The erroneously admitted epithet went to "heart" of the central issue in the case, namely credibility. Peno, 485 Mass. at 400, 150 N.E.3d 314. Where credibility is key, we cannot be "sure" that "the error did not influence the jury, or had but very slight effect." Flebotte, 417 Mass. at 353, 630 N.E.2d 265. See Commonwealth v. Parent, 465 Mass. 395, 401-402, 989 N.E.2d 426 (2013) (exclusion of prior inconsistent statements prejudicial where "credibility was the sole issue at trial"); Commonwealth v. Lopez, 91 Mass. App. Ct. 572, 578, 78 N.E.3d 793 (2017) (erroneous admission of evidence that vouched for credibility of victim was prejudicial). Cf. Santos, 460 Mass. at 138, 950 N.E.2d 60 (improper exclusion of use of racial and misogynistic epithets by police in prosecution "which turned entirely on witness credibility ... may have had a substantial impact on the jury's assessment of witnesses critical to the defense"); Commonwealth v. Salone, 26 Mass. App. Ct. 926, 929, 525 N.E.2d 430 (1988) (improperly admitted evidence of defendant's bad temper in case involving self-defense created substantial risk of miscarriage of justice where "[t]he decisive issue ... was the credibility of the complainant and the defendant who testified to conflicting versions"). The evidence against the defendant was overwhelming only if "one accepts as true" the testimony of Rodriguez and other Commonwealth witnesses and disbelieved the defendant. Commonwealth v. Beattie, 409 Mass. 458, 460, 567 N.E.2d 206 (1991). See Commonwealth v. Ford, 397 Mass. 298, 301–302, 490 N.E.2d 1166 (1986) ("Credibility is for the jury, not for appellate courts"). Depending on who the jury believed and to what extent, the jurors could have returned a verdict of murder, manslaughter, or an acquittal.
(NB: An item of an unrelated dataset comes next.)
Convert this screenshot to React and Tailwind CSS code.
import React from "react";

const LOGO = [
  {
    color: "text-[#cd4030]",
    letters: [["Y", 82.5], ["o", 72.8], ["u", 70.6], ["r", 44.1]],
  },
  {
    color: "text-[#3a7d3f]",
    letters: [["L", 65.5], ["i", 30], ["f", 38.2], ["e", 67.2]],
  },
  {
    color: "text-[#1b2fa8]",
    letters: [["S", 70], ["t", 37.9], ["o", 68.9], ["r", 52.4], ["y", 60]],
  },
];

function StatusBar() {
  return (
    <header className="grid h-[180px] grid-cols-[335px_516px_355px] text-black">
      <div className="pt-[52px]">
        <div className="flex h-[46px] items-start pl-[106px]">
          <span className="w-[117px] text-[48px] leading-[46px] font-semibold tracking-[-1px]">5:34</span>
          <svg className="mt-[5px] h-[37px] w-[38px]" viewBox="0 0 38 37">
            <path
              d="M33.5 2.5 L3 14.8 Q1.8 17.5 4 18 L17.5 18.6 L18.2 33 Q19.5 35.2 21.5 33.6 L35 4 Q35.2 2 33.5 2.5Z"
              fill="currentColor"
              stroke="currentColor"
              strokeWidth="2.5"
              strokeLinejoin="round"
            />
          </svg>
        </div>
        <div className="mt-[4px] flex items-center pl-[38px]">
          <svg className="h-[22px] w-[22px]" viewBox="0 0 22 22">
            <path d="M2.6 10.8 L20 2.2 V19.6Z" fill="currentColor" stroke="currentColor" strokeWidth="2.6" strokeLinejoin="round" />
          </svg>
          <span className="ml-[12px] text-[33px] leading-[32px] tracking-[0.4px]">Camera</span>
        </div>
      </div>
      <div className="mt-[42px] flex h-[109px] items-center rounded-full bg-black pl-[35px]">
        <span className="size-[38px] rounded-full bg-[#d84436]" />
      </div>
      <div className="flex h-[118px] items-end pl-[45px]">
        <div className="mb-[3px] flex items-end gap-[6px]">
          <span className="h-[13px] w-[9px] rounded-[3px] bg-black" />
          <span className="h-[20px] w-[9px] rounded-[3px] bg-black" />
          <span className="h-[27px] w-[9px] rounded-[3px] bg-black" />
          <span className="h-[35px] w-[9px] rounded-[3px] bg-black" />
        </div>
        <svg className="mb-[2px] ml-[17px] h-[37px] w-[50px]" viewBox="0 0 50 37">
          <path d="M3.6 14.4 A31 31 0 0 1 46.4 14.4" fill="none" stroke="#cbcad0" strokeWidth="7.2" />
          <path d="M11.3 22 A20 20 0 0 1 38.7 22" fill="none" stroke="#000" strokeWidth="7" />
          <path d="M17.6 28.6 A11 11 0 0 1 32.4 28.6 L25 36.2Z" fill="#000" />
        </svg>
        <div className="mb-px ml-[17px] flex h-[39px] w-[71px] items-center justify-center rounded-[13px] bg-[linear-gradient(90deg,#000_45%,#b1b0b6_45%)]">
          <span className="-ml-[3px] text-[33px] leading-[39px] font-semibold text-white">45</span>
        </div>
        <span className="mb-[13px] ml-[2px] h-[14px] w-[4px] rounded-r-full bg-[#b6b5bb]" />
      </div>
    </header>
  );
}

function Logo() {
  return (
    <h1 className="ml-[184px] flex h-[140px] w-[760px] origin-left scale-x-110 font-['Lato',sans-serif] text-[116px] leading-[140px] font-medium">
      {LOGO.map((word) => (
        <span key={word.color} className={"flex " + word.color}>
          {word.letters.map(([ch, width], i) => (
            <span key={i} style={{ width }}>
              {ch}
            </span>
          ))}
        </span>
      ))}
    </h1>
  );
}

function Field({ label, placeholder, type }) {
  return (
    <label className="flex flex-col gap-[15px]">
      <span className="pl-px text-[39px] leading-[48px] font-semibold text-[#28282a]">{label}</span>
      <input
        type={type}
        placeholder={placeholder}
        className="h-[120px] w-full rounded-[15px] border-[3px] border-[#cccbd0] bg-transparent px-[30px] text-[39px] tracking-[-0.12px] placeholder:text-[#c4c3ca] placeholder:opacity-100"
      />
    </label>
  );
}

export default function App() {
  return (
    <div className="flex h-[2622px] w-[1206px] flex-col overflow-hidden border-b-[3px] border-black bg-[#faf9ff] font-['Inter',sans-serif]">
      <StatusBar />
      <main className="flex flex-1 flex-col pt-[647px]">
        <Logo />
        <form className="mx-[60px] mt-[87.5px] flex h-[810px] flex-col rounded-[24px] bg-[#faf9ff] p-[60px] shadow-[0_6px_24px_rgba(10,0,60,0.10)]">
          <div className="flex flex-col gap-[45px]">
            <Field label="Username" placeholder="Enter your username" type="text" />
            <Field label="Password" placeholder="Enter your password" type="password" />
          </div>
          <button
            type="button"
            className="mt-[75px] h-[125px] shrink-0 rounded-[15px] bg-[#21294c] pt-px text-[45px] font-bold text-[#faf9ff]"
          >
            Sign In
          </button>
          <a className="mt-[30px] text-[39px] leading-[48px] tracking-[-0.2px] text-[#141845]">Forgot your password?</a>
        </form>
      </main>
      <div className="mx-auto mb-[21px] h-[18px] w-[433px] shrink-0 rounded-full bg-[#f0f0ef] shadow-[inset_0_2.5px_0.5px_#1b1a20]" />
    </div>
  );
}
By contrast, in Chalue, 486 Mass. at 885, 162 N.E.3d 1205, where the conviction was affirmed, the statement was attributed to a codefendant, the error was unpreserved and reviewed for a substantial risk of a miscarriage of justice, and the evidence was overwhelming. Here, the statement was directly attributed to the defendant himself, the case turned almost exclusively on questions of credibility, and the issue was fully preserved.
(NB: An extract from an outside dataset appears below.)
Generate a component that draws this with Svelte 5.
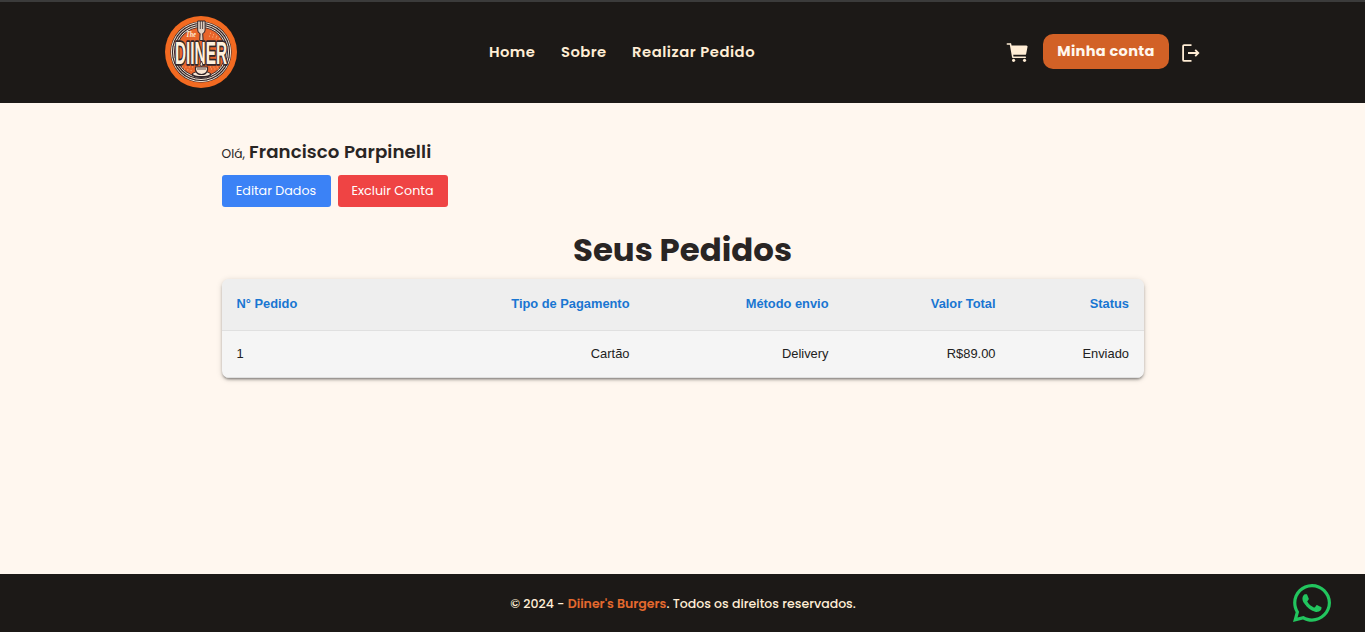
<script>
  const orders = [
    { id: 1, payment: 'Cartão', shipping: 'Delivery', total: 'R$89.00', status: 'Enviado' }
  ];
</script>

<div class="page">
  <header>
    <div class="bar">
      <svg class="logo" viewBox="0 0 72 72" role="img" aria-label="The Diiner">
        <circle cx="36" cy="36" r="36" fill="#f26a21" />
        <circle cx="36" cy="36" r="30.6" fill="#33262a" />
        <g fill="none" stroke="#f5e5d3" stroke-width="1">
          <circle cx="36" cy="36" r="29.6" />
          <circle cx="36" cy="36" r="27.5" />
          <circle cx="36" cy="36" r="25.5" />
        </g>
        <circle cx="36" cy="36" r="24.3" fill="#e9652b" />
        <g fill="none" stroke="#f9b27c" stroke-width="1.2" stroke-dasharray="1 2.4">
          <path d="M45 17l8 4M44 20l11 3M19 53l9 2M46 53h8M17 51h11M45 51h11" />
        </g>
        <text class="script" x="21" y="20.5" textLength="10" lengthAdjust="spacingAndGlyphs">The</text>
        <text class="word" x="10" y="48" textLength="52" lengthAdjust="spacingAndGlyphs">DIINER</text>
        <path d="M32.7 5v9q0 3 2.400 3.500l-.4 7h3.400l-.4-7q2.400-.5 2.400-3.500V5z" fill="#e3d3c4" stroke="#33262a" stroke-width="1" />
        <path d="M35.300 5v8M37.600 5v8" stroke="#33262a" stroke-width=".8" />
        <ellipse cx="36.500" cy="58.500" rx="10" ry="3.500" fill="#33262a" />
        <ellipse cx="36.500" cy="58" rx="8.500" ry="2" fill="#f8e5d2" />
        <path d="M30.500 51h12v3q-1 4.500-6 4.500t-6-4.500z" fill="#f8e5d2" stroke="#33262a" stroke-width="1.200" />
        <path d="M32 53h9" stroke="#33262a" stroke-width=".8" />
        <path d="M36.500 45q-3 3.500 0 6 2.500-2.500 0-6" fill="#f8e5d2" stroke="#33262a" stroke-width=".9" />
      </svg>
      <nav>
        <a class="n1" href="#home">Home</a>
        <a class="n2" href="#sobre">Sobre</a>
        <a class="n3" href="#pedido">Realizar Pedido</a>
      </nav>
      <div class="actions">
        <svg class="cart" viewBox="0 0 512 512" fill="#ffedd5">
          <circle cx="176" cy="416" r="32" /><circle cx="400" cy="416" r="32" />
          <path d="M456.8 120.8a24 24 0 0 0-18.6-8.8H133.9l-6.1-34.8A16 16 0 0 0 112 64H48a16 16 0 0 0 0 32h50.6l45.7 258.8A16 16 0 0 0 160 368h256a16 16 0 0 0 0-32H173.4l-5.6-32h241.6A24 24 0 0 0 433 284.7l28.8-144a24 24 0 0 0-5-19.9z" />
        </svg>
        <button class="account">Minha conta</button>
        <svg class="logout" viewBox="0 0 18 18" fill="none" stroke="#ffedd5" stroke-width="1.8">
          <path d="M9.500 1.100H2.100Q1.100 1.100 1.100 2.100v13.800q0 1 1 1H9.500M6 9h10.200M13.200 5.900 16.300 9l-3.100 3.100" />
        </svg>
      </div>
    </div>
  </header>

  <main>
    <p class="hello"><span class="ola">Olá,</span><strong>Francisco Parpinelli</strong></p>
    <div class="buttons">
      <button class="edit">Editar Dados</button>
      <button class="delete">Excluir Conta</button>
    </div>
    <h1>Seus Pedidos</h1>
    <div class="card">
      <table>
        <thead>
          <tr><th>N° Pedido</th><th>Tipo de Pagamento</th><th>Método envio</th><th>Valor Total</th><th>Status</th></tr>
        </thead>
        <tbody>
          {#each orders as order}
            <tr><td>{order.id}</td><td>{order.payment}</td><td>{order.shipping}</td><td>{order.total}</td><td>{order.status}</td></tr>
          {/each}
        </tbody>
      </table>
    </div>
  </main>

  <footer>
    <p>© 2024 - <b>Diiner's Burgers</b>. Todos os direitos reservados.</p>
    <svg class="whats" viewBox="0 0 448 448" fill="#22c55e">
      <path d="M380.9 65.1C339 23.1 283.2 0 223.9 0 101.500 0 1.900 99.600 1.900 222c0 39.100 10.200 77.300 29.600 111L0 448l117.700-30.900c32.400 17.700 68.900 27 106.100 27h.1c122.300 0 224.100-99.600 224.100-222 0-59.300-25.200-115-67.100-157zM223.900 406.700c-33.200 0-65.700-8.900-94-25.700l-6.700-4-69.800 18.300L72 327.200l-4.400-7c-18.500-29.400-28.200-63.300-28.200-98.200 0-101.700 82.800-184.500 184.600-184.500 49.300 0 95.600 19.200 130.400 54.100 34.800 34.900 56.200 81.200 56.100 130.500 0 101.800-84.900 184.600-186.600 184.600z" />
      <path d="M325.100 268.500c-5.500-2.800-32.800-16.200-37.900-18-5.100-1.900-8.800-2.800-12.500 2.800-3.700 5.600-14.300 18-17.600 21.800-3.200 3.700-6.500 4.200-12 1.400-32.600-16.300-54-29.100-75.500-66-5.700-9.800 5.700-9.100 16.300-30.300 1.800-3.700.9-6.900-.5-9.700-1.400-2.800-12.500-30.100-17.100-41.200-4.500-10.800-9.100-9.300-12.500-9.500-3.200-.2-6.900-.2-10.600-.2s-9.700 1.400-14.800 6.900c-5.100 5.600-19.400 19-19.400 46.300s19.900 53.700 22.600 57.400c2.800 3.700 39.100 59.700 94.800 83.800 35.200 15.200 49 16.500 66.600 13.900 10.700-1.600 32.800-13.400 37.400-26.400 4.600-13 4.600-24.100 3.200-26.400-1.300-2.500-5-3.900-10.500-6.600z" />
    </svg>
  </footer>
</div>

<style>
  :global(body) { margin: 0; }
  .page { height: 632px; display: flex; flex-direction: column; background: #fff7ef; color: #292524; font-family: Poppins, Inter, sans-serif; overflow: hidden; }
  header { box-sizing: border-box; height: 103px; flex: none; background: #1c1917; border-top: 2px solid #3b3b3b; }
  .bar { width: 1036px; height: 100px; margin: 0 auto; display: grid; grid-template-columns: 324.5px 1fr 195px; align-items: center; }
  .logo { width: 72px; height: 72px; display: block; overflow: visible; }
  .word { font: 900 31px "Liberation Sans", sans-serif; fill: #fff0dc; stroke: #33262a; stroke-width: 3.6px; stroke-linejoin: round; paint-order: stroke; }
  .script { font: italic 700 9px "Liberation Serif", serif; fill: #fff0dc; }
  nav { display: flex; gap: 25px; }
  a { color: #ffedd5; text-decoration: none; font-weight: 600; font-size: 14.8px; white-space: nowrap; }
  .n1 { width: 47px; letter-spacing: .4px; }
  .n2 { width: 46px; letter-spacing: .4px; }
  .n3 { width: 124px; letter-spacing: .52px; }
  .actions { display: flex; align-items: center; }
  .cart { width: 25px; height: 25px; margin-left: -1px; margin-right: 13px; margin-top: 1px; }
  button { border: 0; padding: 0; font-family: inherit; color: #fff; white-space: nowrap; }
  .account { width: 126px; height: 35px; margin-bottom: 2px; padding-left: 1px; border-radius: 10px; background: #d26126; color: #fff7ed; font-size: 14.5px; font-weight: 700; letter-spacing: .35px; }
  .logout { width: 18px; height: 18px; margin-left: 13px; margin-top: 2px; }
  main { width: 922px; margin: 0 auto; flex: 1; padding-top: 36px; }
  .hello { margin: 0; height: 26px; line-height: 26px; display: flex; align-items: baseline; white-space: nowrap; }
  .ola { font-size: 12.25px; font-weight: 400; width: 27.500px; }
  strong { font-size: 18.2px; font-weight: 600; letter-spacing: .08px; }
  .buttons { display: flex; gap: 7px; margin-top: 10px; }
  .edit, .delete { height: 32px; border-radius: 3px; font-size: 12.700px; font-weight: 400; }
  .edit { width: 109px; background: #3b82f6; }
  .delete { width: 110px; background: #ef4444; }
  h1 { margin: 22px 0 8px; height: 42px; line-height: 42px; text-align: center; font-size: 32.4px; font-weight: 700; }
  .card { height: 99px; border-radius: 7px; overflow: hidden; background: #f5f5f5; box-shadow: 0 2px 2px -1px #0004, 0 2px 3px #0003, 0 1px 6px #0002; }
  table { width: 922px; table-layout: fixed; border-collapse: collapse; font-family: "Liberation Sans", Arial, sans-serif; font-size: 12.9px; color: #212121; }
  th, td { box-sizing: border-box; padding: 0 14.5px 1px 15px; text-align: right; border-bottom: 1px solid #e0e0e0; white-space: nowrap; }
  th { height: 51px; background: #eee; color: #1976d2; font-weight: 700; font-size: 12.85px; }
  td { height: 47px; font-weight: 400; }
  th:first-child, td:first-child { text-align: left; width: 223px; }
  th:nth-child(2) { width: 199.500px; } th:nth-child(3) { width: 199px; } th:nth-child(4) { width: 167px; } th:nth-child(5) { width: 133.500px; }
  footer { position: relative; height: 58px; flex: none; background: #1c1917; color: #ffedd5; display: flex; align-items: center; justify-content: center; font-size: 12.520px; font-weight: 500; }
  footer p { margin: 2px 0 0 1px; white-space: pre; }
  b { color: #e4692e; font-weight: 600; }
  .whats { position: absolute; right: 34.500px; top: 10px; width: 38px; height: 38px; }
</style>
Nor did other aspects of the trial ameliorate the prejudice. With respect to the remaining Peno factors, because racial animus was not presented as an issue at trial, there was no "individual voir dire of potential jurors to eliminate potential bias." Cruzado, 480 Mass. at 279, 103 N.E.3d 732. The judge did not give a limiting instruction regarding the racial epithet itself, nor was one requested. See id. Compare Commonwealth v. Hall, 485 Mass. 145, 171, 147 N.E.3d 1078 (2020). The prior bad act instruction given during Rodriguez's testimony was general, directing the jury to consider whether the testimony showed a relationship and familiarity between Rodriguez and the defendant, and did not address the potentially inflammatory effect of a racial epithet. Although the prosecutor did not refer to the epithet in closing argument, she did refer to the statement about the "soldier that he killed," a reference sufficient to remind the jury of the more inflammatory aspects of the statement attributed to the defendant. The term n-- could hardly have gone unnoticed. In sum, because the defendant's use of a racial epithet tended to suggest that the defendant was a bad person who had a propensity to commit crimes, the improperly admitted racial epithet could have influenced the jury's credibility determinations. "We do not know and will not guess whether the jury accepted [the Commonwealth's testimony or the defendant's] denial[s] as true. The recognition that the improperly admitted [evidence] could have had a significant impact on the jury's evaluation of the ... central issues of the case ... is sufficient for us to conclude that the error was prejudicial and the defendant is entitled to a new trial." Commonwealth v. Esteves, 429 Mass. 636, 641, 710 N.E.2d 963 (1999). See Santos, 460 Mass. at 138, 950 N.E.2d 60.
This case differs from Chalue, 486 Mass. at 884-885, 162 N.E.3d 1205, in that the prosecutor did not explicitly argue the racial epithet in her opening statement or closing argument. While it is true that opening statements or closing arguments may exacerbate improper testimony, see id., "[t]he mere fact that the effect of the statement was not augmented by repetition over the course of the trial says nothing about its initial impact on the jury." Commonwealth v. Montanino, 409 Mass. 500, 506-507 n.4, 567 N.E.2d 1212 (1991). The theme of Rodriguez's testimony paralleled the prosecutor's closing argument -- that the defendant was a violent and dangerous person who shot Cartie for no reason and was prepared to have his former girlfriend executed to cover up his crime. In that context, the use of the racial epithet did not require further repetition to hit its mark.
A final note. This is a very difficult case. Undoubtedly, some judges will be wary of sanitizing testimony, especially where, as here, the objectionable language is contained in an alleged admission. Others may believe that careful voir dire and contemporaneous instructions will, in many circumstances, mitigate the prejudice associated with racially charged language, even in a case where racial animus is not at issue. But the Supreme Judicial Court made a different calculus in Chalue, Rosa, and Bishop, one predicated on the understanding that as our society presently exists, racial epithets, when used to degrade, are so charged that they may unnecessarily interfere with a fair trial where racial animus is not at issue. I do not think this court is at liberty to alter that calculus. The majority opinion substantially curtails the reach of Chalue, but it is for the Supreme Judicial Court to revisit or limit Chalue. Until then, if either Chalue or preserved error are to retain any meaning, this conviction should be vacated. Accordingly, I dissent.